Step 2: Visit the real world location in which your story is set

“Write what you know” is an overused piece of writing advice, and also the reason my first 60 novels had way too many obscure baseball statistics. But a setting you’re familiar with will most likely be more vividly rendered.

The simplest cheat would just be to write a story set where you live. For people from New York or London or an underwater sea laboratory, that’s a piece of cake, but if you live in a place like Delaware, it will be hard to get your reader to suspend their disbelief and convince them something interesting might’ve actually happened there.

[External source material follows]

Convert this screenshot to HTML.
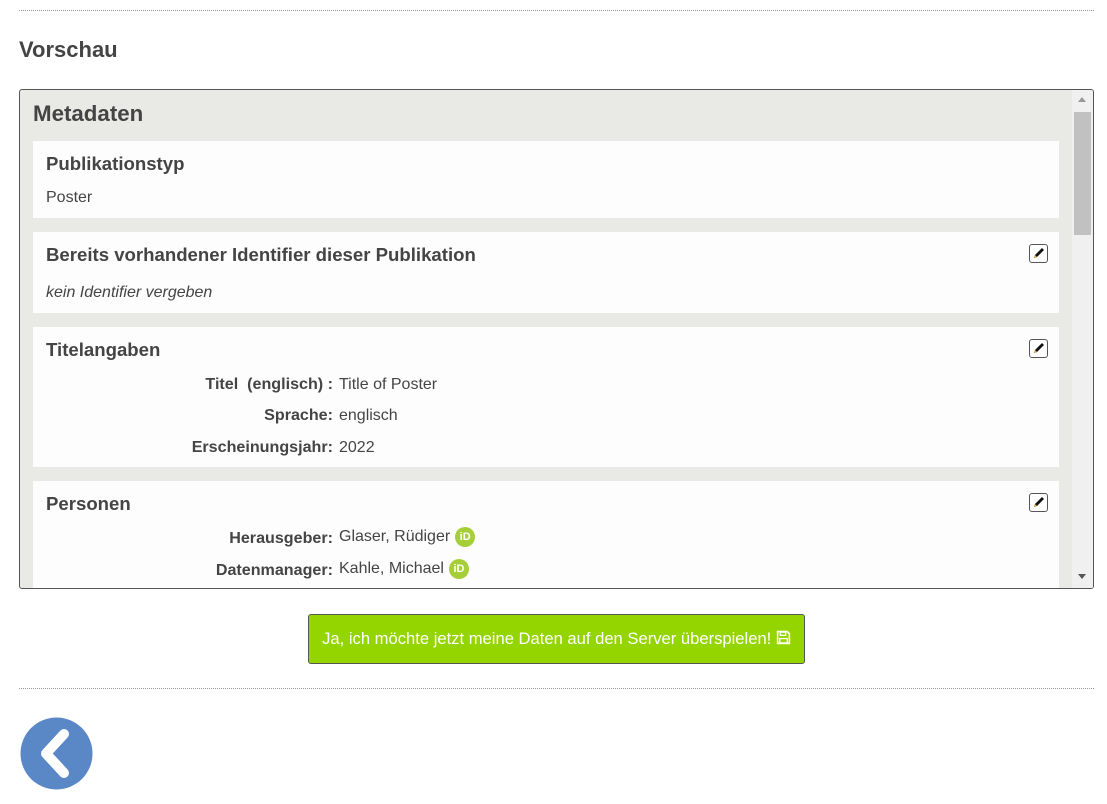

If that’s the case, you can consider visiting or living in a place you think might make an interesting setting. Besides certain tax issues, the reason I’m living where I am now is because there have been a lot of interesting murders here that will translate to great fiction.

Step 3: Use all the senses in your description

Too many authors focus on sight and neglect the great sensory experience literature can provide. And they forget how much we rely on our other senses. For example, the first thing I noticed when I first viewed my new apartment wasn’t the faded bloodstain on the floorboards, but rather the acrid smell of moth balls and Vaseline. And every time I hear Bryan Adams’s “I Do it For You,” I’m reminded of losing my virginity on a friend’s trampoline.

Here’s a few more quick tips:

Use An Emotional Filter – Your character needs to experience the setting through emotions. So if they’re in a place like Scottsdale, they should think that death can’t come soon enough.